Does this solve the problem of high frequency rolloff with increasing pleat depth???
I mean, even if the pleat is some absurd 30 inches deep, you got only a small part
of the pleat peeling from one surface to the other at any time. Or have I somehow
misunderstood the implications???
Does this solve the problem of high frequency rolloff with increasing pleat depth???
I mean, even if the pleat is some absurd 30 inches deep, you got only a small part
of the pleat peeling from one surface to the other at any time. Or have I somehow
misunderstood the implications???
Very good thinking Kenpeter. If I understand you correctly you are alluding to something I had thought of in a half baked way. A drawing would be very usefull here. For purposes of explanation the "pleat" could look like a capital H. Maybe the vertical parts are rigid stators with a very floppy membrane running diagonally across the opening. When the horizontal element of the H is in the centre this position is created by the lower part of the membrane "sticking" to one stator and the upper part to the other. Thus we are exploiting something that Electrostatics is good at--generating force with small spacings. We also consign membrane tension to the rubbish bin.
This idea needs a lot of thinking about as the motion is quite unlike that encountered in 99% of transducers. David mentioned adverse effects of zig zag pleats in an EM AMT. I could be wrong, but tend to view the pleats as having a rigid part (The conductive foil) and a floppy part (The folds). Perhaps, under drive, the folds alternately "balloon" out and pull taught to preserve parallel pleat motion.
Keith PS Borat, I have to disagree with your aversion to pleats. Ignoring motor means, pleating confers advantages in getting an improved impedance match to the air and can result in an acoustically smaller transducer with directivity benefits.
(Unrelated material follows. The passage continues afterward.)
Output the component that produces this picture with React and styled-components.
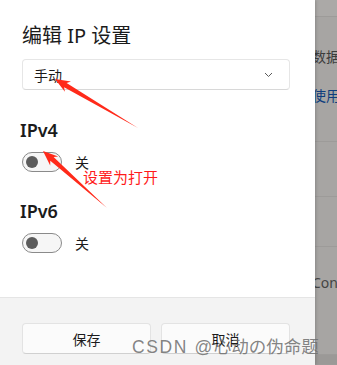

Your idea would work well in an AMT!
This idea needs a lot of thinking about as the motion is quite unlike that encountered in 99% of transducers. David mentioned adverse effects of zig zag pleats in an EM AMT. I could be wrong, but tend to view the pleats as having a rigid part (The conductive foil) and a floppy part (The folds). Perhaps, under drive, the folds alternately "balloon" out and pull taught to preserve parallel pleat motion.
Keith PS Borat, I have to disagree with your aversion to pleats. Ignoring motor means, pleating confers advantages in getting an improved impedance match to the air and can result in an acoustically smaller transducer with directivity benefits. Your idea would work well in an AMT!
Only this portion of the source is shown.